Consider Sheikha Moza bint Nasser, the second of the three wives of Sheikh Hamad bin Khalifa Al Thani, former Emir of Qatar. After marrying into a royal family that lords over a spit of land that sits atop an ocean of crude oil, the Sheikha became an instant steward over a petro-fortune. A survey of her work indicates many worthy causes like UNESCO, but let’s face it – having access to a few spare billions to throw around smooths the path to the Medal of Philanthropy. In addition to being lauded by Forbes , the Sheikha is fawned over by the editors at Vogue for her good taste in haut couture (you know, designer outfits that cost upwards of $20,000 – also known as the equivalent of a combined year’s salary of five average Qataris.)
What about His Highness the Aga Khan who received the Medal in 2005 for just continuing the philanthropic work started by his ancestors in the 19th Century. The philanthropy’s mission is to improve living conditions and opportunities in poor regions of the developing world, specifically in sub-Saharan Africa, South and Central Asia and the Middle East – very admirable. What is left unsaid is that the philanthropy is funded by His Highness’s followers who pay a tithe to the foundation. According to a New York Times interview, “Part of the Aga Khan’s personal wealth used by him and his family, which his advisers say exceeds $1 billion, comes from a dizzyingly complex system of tithes that some of the world’s 15 million Ismaili Muslims pay him each year.” I wonder if any of those 15 million generous souls were invited to the festive Medal ceremony. By the way, the busy Aga Khan owns hundreds of racehorses, valuable stud farms, an exclusive yacht club on Sardinia, a private island in the Bahamas, two Bombardier jets, a high speed yacht, and several estates around the world, including a beauty in the north of Paris. (Makes me wonder if self-Philanthropy should become a new category of medal. The Kahn-man would be a shoe-in.)

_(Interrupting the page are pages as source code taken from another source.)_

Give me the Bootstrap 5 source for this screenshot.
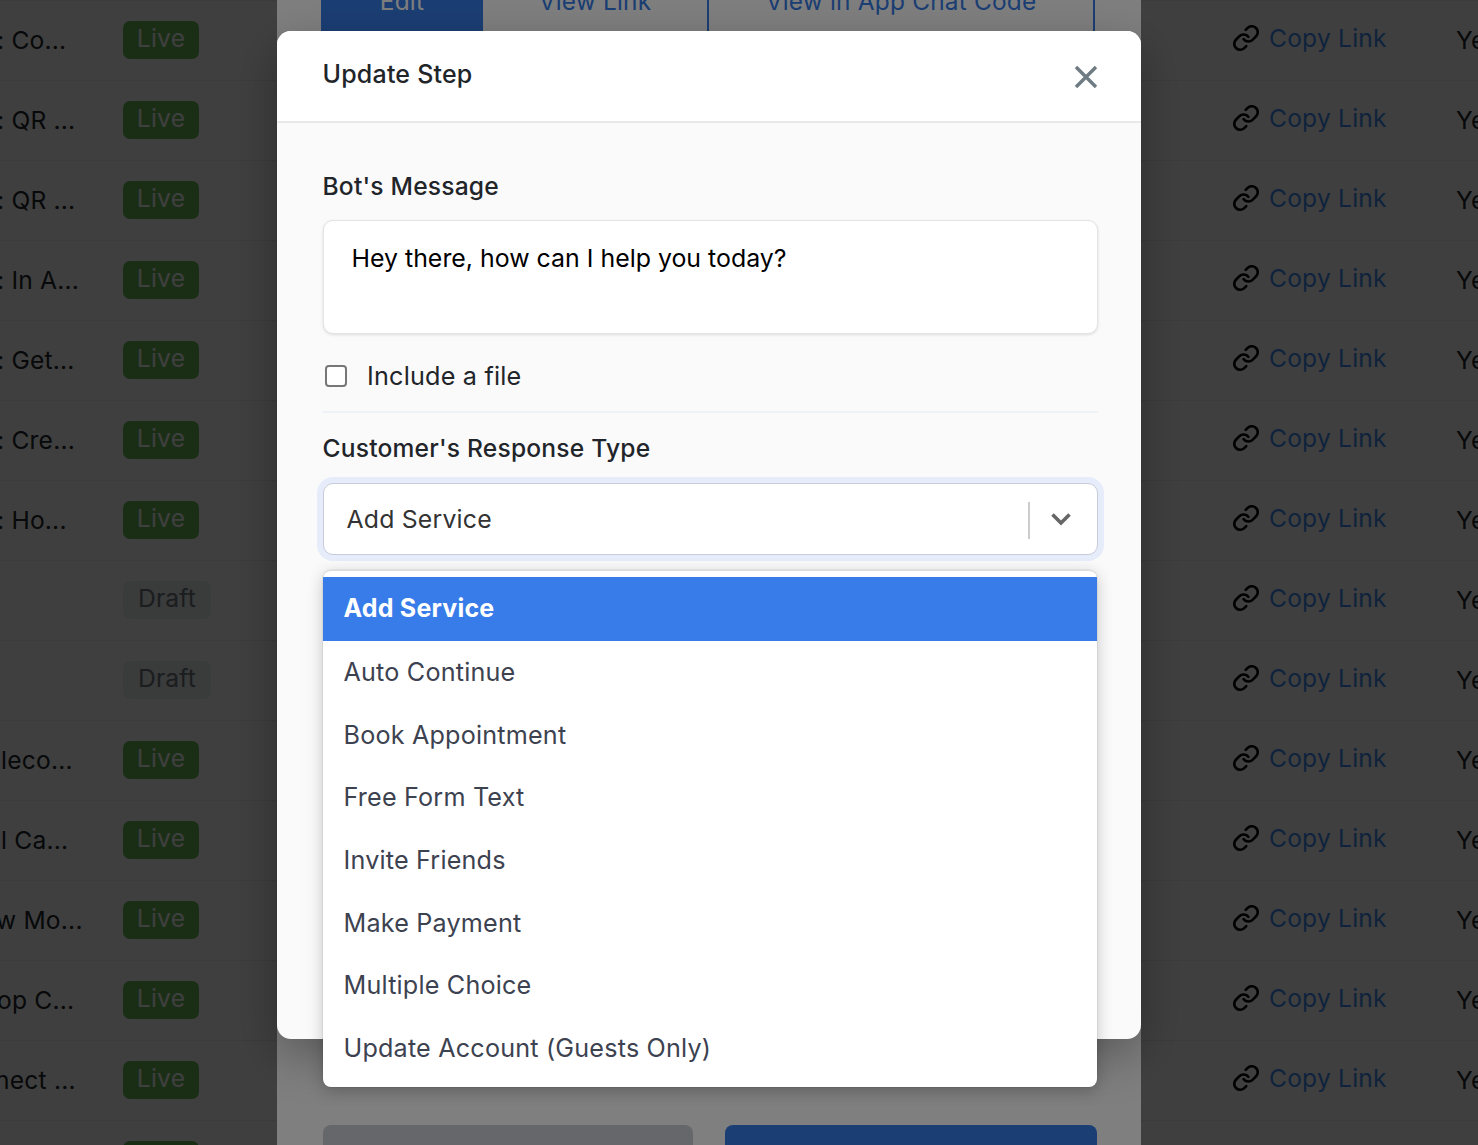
<!doctype html>
<html lang="en"><head><meta charset="utf-8">
<link href="https://cdn.jsdelivr.net/npm/bootstrap@5.3.0/dist/css/bootstrap.min.css" rel="stylesheet">
<style>
html,body{height:100%;overflow:hidden}
body{background:#fff;font-family:Inter,"Liberation Sans",sans-serif;color:#212529;font-size:24.6px;letter-spacing:.2px}
.tbl-rows{position:relative;width:1478px}
.trow{height:80px;border-top:1px solid #ececec;display:flex;align-items:center;box-sizing:border-box}
.tname{width:123px;overflow:hidden;white-space:nowrap;color:#212529;flex:none;margin-top:-1px}
.tstat{width:1110px;flex:none;display:flex;margin-top:-1px}
.pill{display:block;height:38px;line-height:34px;border-radius:7px;font-size:24.6px;text-align:center}
.pill-live{background:#68b858;color:#fff;width:76px}
.pill-draft{background:#e9ecef;color:#6c757d;width:88px}
.tcopy{width:223px;flex:none;display:flex;align-items:center;gap:10px;color:#3f8cf5;margin-top:-5px}
.tyes{flex:none;white-space:nowrap;width:60px;overflow:hidden;margin-top:-1px}
.veil{position:fixed;inset:0;background:rgba(0,0,0,.5)}
.sheet{position:fixed;top:0;bottom:0;left:277px;width:864px;background:#fff;padding:0 44px 0 44px;display:flex;flex-direction:column;justify-content:space-between}
.tabs-top{display:flex;margin-top:-20px;height:51px;font-size:24.4px;line-height:32px}
.tab-a{width:162px;background:#377ce8;color:#fff;text-align:center;padding-top:5px}
.tab-b{width:224px;text-align:center;color:#377ce8;padding-top:5px}
.tab-c{width:388px;text-align:center;color:#377ce8;padding-top:5px;border:2px solid #377ce8;border-top:0;border-bottom:0}
.foot-btns{display:flex;gap:32px;padding:0 0 0 2px}
.fb{height:20px;border-radius:8px 8px 0 0;width:370px}
.fb-g{background:#ccced4}
.fb-b{background:#377ce8;width:372px}
.dlg{position:fixed;top:31px;left:277px;width:864px;height:1008px;background:#fafafa;border-radius:14px;box-shadow:0 16px 48px rgba(0,0,0,.3)}
.dlg-head{height:92px;background:#fff;border-radius:14px 14px 0 0;border-bottom:2px solid #e9e9e9;padding:0 43px 0 45.5px;display:flex;justify-content:space-between}
.dlg-title{margin:27px 0 0;font-size:25px;line-height:32px;font-weight:500;color:#212529}
.x-btn{background:none;border:0;padding:0;margin-top:34px;width:24px;height:24px;line-height:0}
.dlg-body{padding:46px 43px 0 45.5px}
.lab{font-size:24.6px;line-height:34px;font-weight:500;margin-bottom:17px;display:block;color:#212529}
.msg{height:114px;background:#fff;border:1px solid #e4e4e4;border-radius:10px;box-shadow:0 1px 3px rgba(0,0,0,.12);padding:19px 28px;resize:none;color:#000;font-size:24.9px;line-height:36px;width:100%;display:block}
.chk{display:flex;align-items:center;margin-top:25px;gap:20px;height:34px;padding-left:2.5px;font-size:25.2px}
.chk span{padding-top:2px}
.chk input{width:22px;height:22px;margin:0;border:2px solid #777;border-radius:4px;background:#fff;appearance:none;flex:none}
.rule{border:0;border-top:2px solid #eef2f7;opacity:1;margin:18px 0 18px}
.pick{position:relative;height:72px;background:#fff;border:1px solid #c6ccd9;border-radius:10px;box-shadow:0 0 0 6px #e6ecfa,0 1px 3px rgba(0,0,0,.15);display:flex;align-items:center;padding-left:23px;margin-top:18px;color:#333;font-size:24.8px}
.pick-text{padding-top:2px}
.lab-tight{margin-bottom:0}
.pick-sep{position:absolute;left:704px;top:18px;height:37px;width:2px;background:#ccc}
.pick-chev{position:absolute;left:726px;top:27px;line-height:0}
.opts{position:absolute;left:-1px;top:86px;width:774px;background:#fff;border:0;border-top:1px solid #ddd;border-radius:8px;padding:6px 0 7px;box-shadow:0 0 0 1px rgba(0,0,0,.05),0 4px 16px rgba(0,0,0,.22);margin:0;overflow:hidden;--bs-dropdown-min-width:0}
.opt{height:62.67px;display:flex;align-items:center;padding:1px 21px 0;color:#3d4250;font-size:25.15px;border:0;background:none}
.opt-on{height:64px;padding-top:0;background:#377ce8;color:#fff;font-weight:700;font-size:25px}
</style></head>
<body>
<svg class="d-none"><defs><symbol id="chain" viewBox="1 1 22 22"><path d="M10 13a5 5 0 0 0 7.54.54l3-3a5 5 0 0 0-7.07-7.07l-1.72 1.71" fill="none" stroke="currentColor" stroke-width="2.2" stroke-linecap="round"/><path d="M14 11a5 5 0 0 0-7.54-.54l-3 3a5 5 0 0 0 7.07 7.07l1.71-1.71" fill="none" stroke="currentColor" stroke-width="2.2" stroke-linecap="round"/></symbol></defs></svg>
<div class="tbl-rows" id="rows"></div>
<div class="veil"></div>
<div class="sheet">
  <div class="tabs-top"><div class="tab-a">Edit</div><div class="tab-b">View Link</div><div class="tab-c">View in App Chat Code</div></div>
  <div class="foot-btns"><div class="fb fb-g"></div><div class="fb fb-b"></div></div>
</div>
<div class="veil"></div>
<div class="dlg">
  <div class="dlg-head">
    <h5 class="dlg-title">Update Step</h5>
    <button class="x-btn" aria-label="Close"><svg width="24" height="24" viewBox="0 0 24 24"><path d="M2 2L22 22M22 2L2 22" stroke="#6f7b83" stroke-width="3.4" fill="none"/></svg></button>
  </div>
  <div class="dlg-body">
    <label class="lab">Bot's Message</label>
    <textarea class="form-control msg">Hey there, how can I help you today?</textarea>
    <label class="chk"><input type="checkbox"><span>Include a file</span></label>
    <hr class="rule">
    <label class="lab lab-tight">Customer's Response Type</label>
    <div class="pick"><span class="pick-text">Add Service</span>
      <span class="pick-sep"></span>
      <span class="pick-chev"><svg width="22" height="16" viewBox="0 0 22 16"><path d="M2.5 3.5L11 12L19.5 3.5" stroke="#666" stroke-width="3.6" fill="none"/></svg></span>
      <div class="dropdown-menu show opts">
        <div class="opt opt-on">Add Service</div>
        <div class="opt">Auto Continue</div>
        <div class="opt">Book Appointment</div>
        <div class="opt">Free Form Text</div>
        <div class="opt">Invite Friends</div>
        <div class="opt">Make Payment</div>
        <div class="opt">Multiple Choice</div>
        <div class="opt">Update Account (Guests Only)</div>
      </div>
    </div>
  </div>
</div>
<script src="https://cdn.jsdelivr.net/npm/bootstrap@5.3.0/dist/js/bootstrap.bundle.min.js"></script>
<script>
var d=[[": Co...",1,-3],[": QR ...",1,-3],[": QR ...",1,-3],[": In A...",1,-3],[": Get...",1,-3],[": Cre...",1,-3],[": Ho...",1,-3],["",0,0],["",0,0],["leco...",1,1],["l Ca...",1,1],["w Mo...",1,-4],["op C...",1,-3],["nect ...",1,-5],["",1,0]];
document.getElementById('rows').innerHTML=d.map(function(r){return '<div class="trow"><div class="tname"><span style="margin-left:'+r[2]+'px">'+r[0]+'</span></div><div class="tstat"><span class="pill '+(r[1]?'pill-live':'pill-draft')+'">'+(r[1]?'Live':'Draft')+'</span></div><div class="tcopy"><svg width="26" height="26" style="color:#000"><use href="#chain"/></svg><span>Copy Link</span></div><div class="tyes">Yes</div></div>'}).join('');
</script>
</body></html>
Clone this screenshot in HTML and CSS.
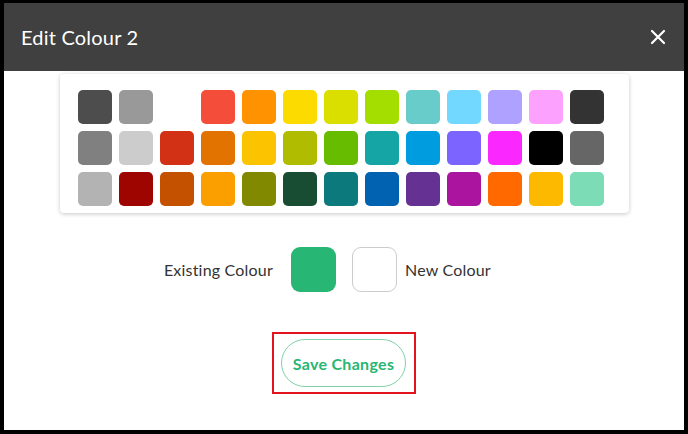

OK, one more. Sandy Weill, another 2013 recipient of the Medal. The name isn’t exactly household, but anyone who follows finance a little bit knows that Sanford Weill engineered the merger of Citicorp, Travelers Insurance, and Smith-Barney in 1998 after Congress blew apart the Glass-Steagall Act which was put in place during the Depression to address foundational issues that contributed to bank failures – mainly, it ended unholy alliances between staid commercial banks and investment firms. With Glass-Steagall shattered thanks to intensive lobbying and campaign contributing by people like Weill, the rich got richer and the shlubs took it in the ass when the economy collapsed because banks got “too big to fail.” So, Weill helped dismantle a financial safety switch and got rich enough to win the Medal of Philanthropy. And then had the gall years later, after cashing in, to denounce the whole movement. He told CNBC, “What we should probably do is go and split up investment banking from banking, have banks be deposit takers, have banks make commercial loans and real estate loans, have banks do something that’s not going to risk the taxpayer dollars, that’s not too big to fail.”
Sandy Weill winner of the Medal of Philanthropy, and on the short-list for the Halo of Hypocrites award.